Problem statement:
Wherever the word "index" shows up in a line, please copy that line.

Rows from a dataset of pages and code
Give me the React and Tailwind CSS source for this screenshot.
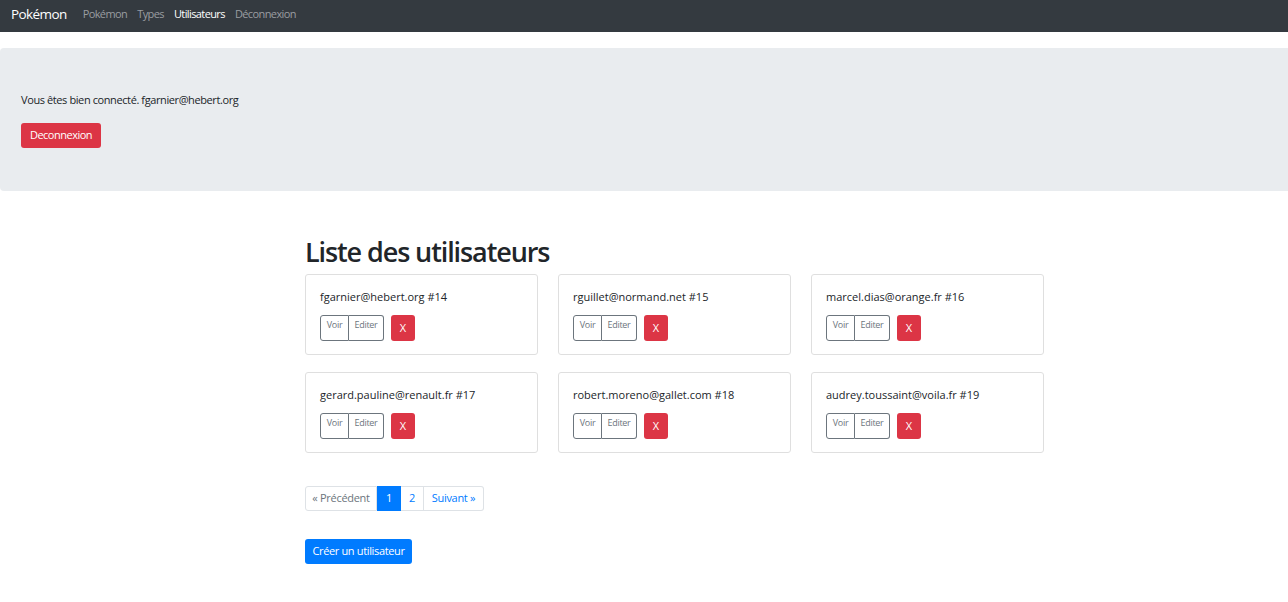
import React from 'react';

const users = [
  { email: 'fgarnier@hebert.org', id: 14 },
  { email: 'rguillet@normand.net', id: 15 },
  { email: 'marcel.dias@orange.fr', id: 16 },
  { email: 'gerard.pauline@renault.fr', id: 17 },
  { email: 'robert.moreno@gallet.com', id: 18 },
  { email: 'audrey.toussaint@voila.fr', id: 19 },
];

const UserCard = ({ user }) => (
  <div className="border border-[#dfdfdf] rounded-[3px] bg-white px-[14px] pt-[13px] pb-[14px] h-[81px]">
    <p className="text-[11px] leading-[17px] text-[#212529]">{user.email} #{user.id}</p>
    <div className="flex items-center mt-[10px]">
      <div className="flex">
        <button className="h-[26px] w-[29px] border border-[#6c757d] rounded-l-[3px] text-[9px] tracking-[-0.3px] text-[#6c757d] pb-[6px]">Voir</button>
        <button className="h-[26px] w-[35px] border border-l-0 border-[#6c757d] rounded-r-[3px] text-[9px] tracking-[-0.3px] text-[#6c757d] pb-[6px]">Editer</button>
      </div>
      <button className="ml-[7px] h-[26px] w-[24px] rounded-[3px] bg-[#dc3545] text-white text-[11px]">X</button>
    </div>
  </div>
);

export default function App() {
  return (
    <div className="min-h-[602px] bg-white font-['Open_Sans',sans-serif] text-[#212529]">
      <nav className="h-[32px] bg-[#343a40] flex items-center px-[11px] pb-[4px]">
        <span className="text-white text-[13.5px] tracking-[-0.6px] mr-[11px]">Pokémon</span>
        <div className="flex text-[11px] tracking-[-0.6px]">
          <a className="px-[5px] text-[#9a9da0]">Pokémon</a>
          <a className="px-[5px] text-[#9a9da0]">Types</a>
          <a className="px-[5px] text-white">Utilisateurs</a>
          <a className="px-[5px] text-[#9a9da0]">Déconnexion</a>
        </div>
      </nav>

      <div className="mt-[16px] bg-[#e9ecef] rounded-l-[4px] h-[143px] px-[21px] pt-[43px]">
        <p className="text-[11px] leading-[17px] tracking-[-0.4px]">Vous êtes bien connecté. fgarnier@hebert.org</p>
        <button className="mt-[15px] h-[25px] w-[80px] rounded-[3px] bg-[#dc3545] text-white text-[11px] tracking-[-0.5px]">Deconnexion</button>
      </div>

      <div className="ml-[305px] w-[739px] mt-[44px]">
        <h1 className="text-[27px] leading-[34px] font-semibold tracking-[-1.1px] mb-[5px]">Liste des utilisateurs</h1>
        <div className="grid grid-cols-3 gap-x-[20px] gap-y-[17px]">
          {users.map(u => <UserCard key={u.id} user={u} />)}
        </div>

        <div className="flex mt-[33px] h-[25px] text-[11px] tracking-[-0.3px]">
          <span className="flex items-center justify-center w-[72px] border border-[#dee2e6] rounded-l-[3px] text-[#6c757d]">« Précédent</span>
          <span className="flex items-center justify-center w-[24px] bg-[#007bff] border border-[#007bff] text-white">1</span>
          <span className="flex items-center justify-center w-[23px] border border-l-0 border-[#dee2e6] text-[#007bff]">2</span>
          <span className="flex items-center justify-center w-[60px] border border-l-0 border-[#dee2e6] rounded-r-[3px] text-[#007bff]">Suivant »</span>
        </div>

        <button className="mt-[28px] h-[25px] w-[107px] rounded-[3px] bg-[#007bff] text-white text-[11px] tracking-[-0.35px]">Créer un utilisateur</button>
      </div>
    </div>
  );
}
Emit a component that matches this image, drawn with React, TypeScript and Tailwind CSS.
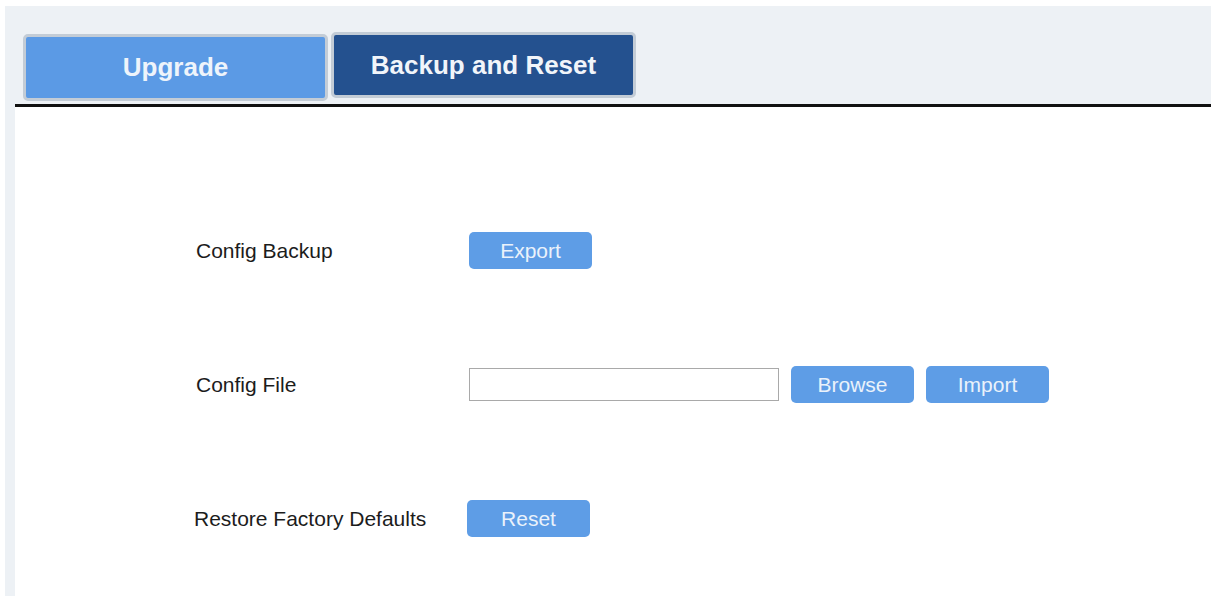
import React from 'react';

const font = { fontFamily: '"Liberation Sans", Arial, sans-serif' };

const ActionButton: React.FC<{ label: string }> = ({ label }) => (
  <button className="h-[37px] w-[123px] rounded-[5px] bg-[#5e9de6] text-[21px] text-[#eaf2fb] leading-none">
    {label}
  </button>
);

const App: React.FC = () => {
  return (
    <div className="w-[1211px] h-[596px] bg-white pt-[6px] pl-[5px] overflow-hidden" style={font}>
      <div className="h-full bg-[#edf1f5] pl-[10px] flex flex-col">
        {/* Tabs */}
        <div className="h-[98px] flex items-end gap-[3px] pl-[8px]">
          <button className="mb-[3px] h-[67px] w-[305px] rounded-[5px] border-[3px] border-[#c3ccd6] bg-[#5b9ae5] text-[26px] font-bold text-[#eef4fb]">
            Upgrade
          </button>
          <button className="mb-[6px] h-[66px] w-[305px] rounded-[5px] border-[3px] border-[#c3ccd6] bg-[#24518f] text-[26px] font-bold text-[#f1f5fa]">
            Backup and Reset
          </button>
        </div>

        {/* Panel */}
        <div className="flex-1 bg-white border-t-[3px] border-[#111]">
          <div className="pt-[125px] flex flex-col gap-[97px] text-[21px] text-[#1c1c1c]">
            <div className="h-[37px] flex items-center pl-[181px]">
              <span className="w-[273px]">Config Backup</span>
              <ActionButton label="Export" />
            </div>

            <div className="h-[37px] flex items-center pl-[181px]">
              <span className="w-[273px]">Config File</span>
              <input
                type="text"
                className="h-[33px] w-[310px] border border-[#a9a9a9] bg-white outline-none"
              />
              <div className="ml-[12px] flex gap-[12px]">
                <ActionButton label="Browse" />
                <ActionButton label="Import" />
              </div>
            </div>

            <div className="h-[37px] flex items-center pl-[179px]">
              <span className="w-[273px]">Restore Factory Defaults</span>
              <ActionButton label="Reset" />
            </div>
          </div>
        </div>
      </div>
    </div>
  );
};

export default App;
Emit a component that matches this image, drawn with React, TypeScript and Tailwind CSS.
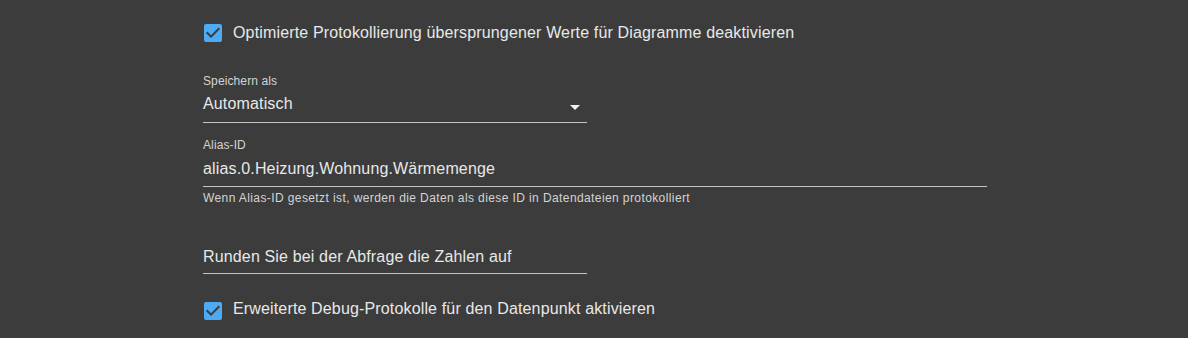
import React from "react";

const font = { fontFamily: "'Liberation Sans', Arial, sans-serif" };

function CheckIcon() {
  return (
    <svg viewBox="0 0 24 24" className="h-6 w-6 shrink-0 fill-[#4dabf5]">
      <path d="M19 3H5c-1.11 0-2 .9-2 2v14c0 1.1.89 2 2 2h14c1.11 0 2-.9 2-2V5c0-1.1-.89-2-2-2zm-9 14l-5-5 1.41-1.41L10 14.17l7.59-7.59L19 8l-9 9z" />
    </svg>
  );
}

function CheckRow({
  label,
  className = "",
  textClass = "",
}: {
  label: string;
  className?: string;
  textClass?: string;
}) {
  return (
    <label className={`flex h-6 items-center gap-2 ${className}`}>
      <span className="-ml-[2px] flex">
        <CheckIcon />
      </span>
      <span className={`text-[16px] leading-6 tracking-[0.15px] text-[#e8e8e8] ${textClass}`}>{label}</span>
    </label>
  );
}

export default function App() {
  return (
    <div className="h-[338px] w-full overflow-hidden bg-[#3c3c3c] pl-[203px] pt-[21px]" style={font}>
      <CheckRow label="Optimierte Protokollierung übersprungener Werte für Diagramme deaktivieren" />

      {/* Speichern als */}
      <div className="mt-[28px] w-[384px]">
        <div className="text-[12px] leading-4 tracking-[0.11px] text-[#d4d4d4]">Speichern als</div>
        <div className="relative mt-[3px] border-b border-[#c4c4c4] pb-[6px]">
          <div className="text-[16px] leading-6 tracking-[0.15px] text-[#e8e8e8]">Automatisch</div>
          <svg viewBox="0 0 24 24" className="absolute right-0 top-[3px] h-6 w-6 fill-[#f2f2f2]">
            <path d="M7 10l5 5 5-5z" />
          </svg>
        </div>
      </div>

      {/* Alias-ID */}
      <div className="mt-[14px] w-[784px]">
        <div className="text-[12px] leading-4 tracking-[0.11px] text-[#d4d4d4]">Alias-ID</div>
        <div className="mt-[4px] border-b border-[#c4c4c4] pb-[5px] text-[16px] leading-6 tracking-[0.15px] text-[#e8e8e8]">
          alias.0.Heizung.Wohnung.Wärmemenge
        </div>
        <div className="mt-[3px] text-[12px] leading-4 tracking-[0.4px] text-[#d4d4d4]">
          Wenn Alias-ID gesetzt ist, werden die Daten als diese ID in Datendateien protokolliert
        </div>
      </div>

      {/* Runden */}
      <div className="mt-[39px] w-[384px] border-b border-[#c4c4c4] pb-[4px] text-[16px] leading-6 tracking-[0.15px] text-[#e8e8e8]">
        Runden Sie bei der Abfrage die Zahlen auf
      </div>

      <CheckRow
        className="mt-[25px]"
        textClass="-mt-[4px]"
        label="Erweiterte Debug-Protokolle für den Datenpunkt aktivieren"
      />
    </div>
  );
}
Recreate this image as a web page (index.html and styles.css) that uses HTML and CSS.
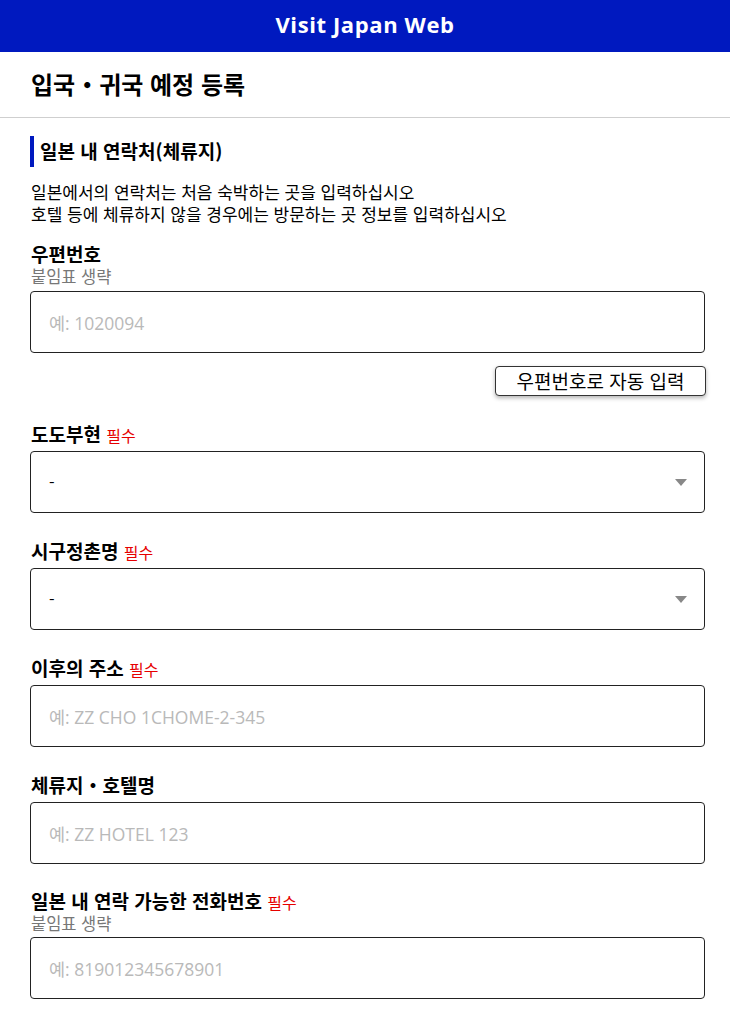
FILE: index.html
```html
<!DOCTYPE html>
<html lang="ko">
<head>
<meta charset="utf-8">
<title>Visit Japan Web</title>
<link rel="stylesheet" href="styles.css">
</head>
<body>
<header class="topbar">Visit Japan Web</header>
<div class="page-title">입국・귀국 예정 등록</div>
<main class="content">
  <h2 class="section-head">일본 내 연락처(체류지)</h2>
  <div class="desc">
    <div class="desc-line">일본에서의 연락처는 처음 숙박하는 곳을 입력하십시오</div>
    <div class="desc-line">호텔 등에 체류하지 않을 경우에는 방문하는 곳 정보를 입력하십시오</div>
  </div>

  <div class="field first">
    <div class="label">우편번호</div>
    <div class="hint">붙임표 생략</div>
    <div class="input"><span class="ph">예: 1020094</span></div>
    <div class="btn-row"><button class="btn">우편번호로 자동 입력</button></div>
  </div>

  <div class="field">
    <div class="label">도도부현 <span class="req">필수</span></div>
    <div class="input select"><span class="val">-</span><span class="arrow"></span></div>
  </div>

  <div class="field">
    <div class="label">시구정촌명 <span class="req">필수</span></div>
    <div class="input select"><span class="val">-</span><span class="arrow"></span></div>
  </div>

  <div class="field">
    <div class="label">이후의 주소 <span class="req">필수</span></div>
    <div class="input"><span class="ph">예: ZZ CHO 1CHOME-2-345</span></div>
  </div>

  <div class="field">
    <div class="label">체류지・호텔명</div>
    <div class="input"><span class="ph">예: ZZ HOTEL 123</span></div>
  </div>

  <div class="field last">
    <div class="label">일본 내 연락 가능한 전화번호 <span class="req">필수</span></div>
    <div class="hint">붙임표 생략</div>
    <div class="input"><span class="ph">예: 819012345678901</span></div>
  </div>
</main>
</body>
</html>
```
FILE: styles.css
```css
* { box-sizing: border-box; }
html, body { margin: 0; padding: 0; background: #fff; }
body {
  font-family: "Noto Sans CJK KR", "Noto Sans", sans-serif;
  color: #000;
}
.topbar {
  height: 52px;
  background: #0019bf;
  color: #fff;
  font-family: "Open Sans", "Noto Sans", sans-serif;
  font-weight: 700;
  font-size: 22px;
  display: flex;
  align-items: center;
  justify-content: center;
  letter-spacing: 0.6px;
  padding-bottom: 4px;
}
.page-title {
  height: 66px;
  padding-left: 31px;
  padding-bottom: 3px;
  display: flex;
  align-items: center;
  font-size: 24px;
  font-weight: 700;
  border-bottom: 1px solid #cfcfcf;
}
.content {
  padding: 18px 25px 0 30px;
}
.section-head {
  margin: 0;
  height: 31px;
  border-left: 4px solid #0019bf;
  padding-left: 6px;
  padding-bottom: 2px;
  font-size: 19px;
  font-weight: 700;
  display: flex;
  align-items: center;
}
.desc {
  margin: 15px 0 0 1px;
  font-size: 17px;
  font-family: "Liberation Sans", "Noto Sans CJK KR", sans-serif;
}
.desc-line {
  line-height: 22px;
  height: 22px;
  padding-top: 1px;
}
.field { margin-top: 28px; }
.field.first { margin-top: 18px; }
.field.last { margin-top: 27px; }
.label {
  font-family: "Liberation Sans", "Noto Sans CJK KR", sans-serif;
  font-size: 19px;
  font-weight: 700;
  line-height: 22px;
  height: 22px;
  padding-top: 1px;
  padding-left: 1px;
}
.req {
  color: #e60000;
  font-weight: 400;
  font-size: 16px;
  line-height: 1;
}
.hint {
  font-family: "Liberation Sans", "Noto Sans CJK KR", sans-serif;
  color: #777;
  font-size: 16.5px;
  line-height: 20px;
  height: 20px;
  padding-top: 1px;
  padding-left: 1px;
}
.input {
  margin-top: 5px;
  height: 62px;
  border: 1px solid #222;
  border-radius: 4px;
  display: flex;
  align-items: center;
  padding: 0 17px 0 18px;
  font-size: 17px;
}
.hint + .input { margin-top: 5px; }
.last .hint + .input { margin-top: 4px; }
.ph {
  color: #b9b9b9;
  font-family: "Open Sans", "Noto Sans CJK KR", sans-serif;
  font-size: 17.5px;
}
.select { justify-content: space-between; }
.val { font-size: 16px; }
.arrow {
  width: 0;
  height: 0;
  border-left: 6px solid transparent;
  border-right: 6px solid transparent;
  border-top: 7px solid #888;
}
.btn-row {
  display: flex;
  justify-content: flex-end;
  margin-top: 13px;
}
.btn {
  height: 30px;
  width: 211px;
  margin-right: -1px;
  background: #fff;
  border: 1px solid #333;
  border-radius: 4px;
  box-shadow: 0 2px 4px rgba(0,0,0,0.3);
  font-family: "Noto Sans CJK KR", sans-serif;
  font-size: 19px;
  color: #000;
  padding: 0 0 2px;
  line-height: 1;
}
```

Answer to this task:
Recreate this image as a web page (index.html and styles.css) that uses HTML and CSS.
FILE: index.html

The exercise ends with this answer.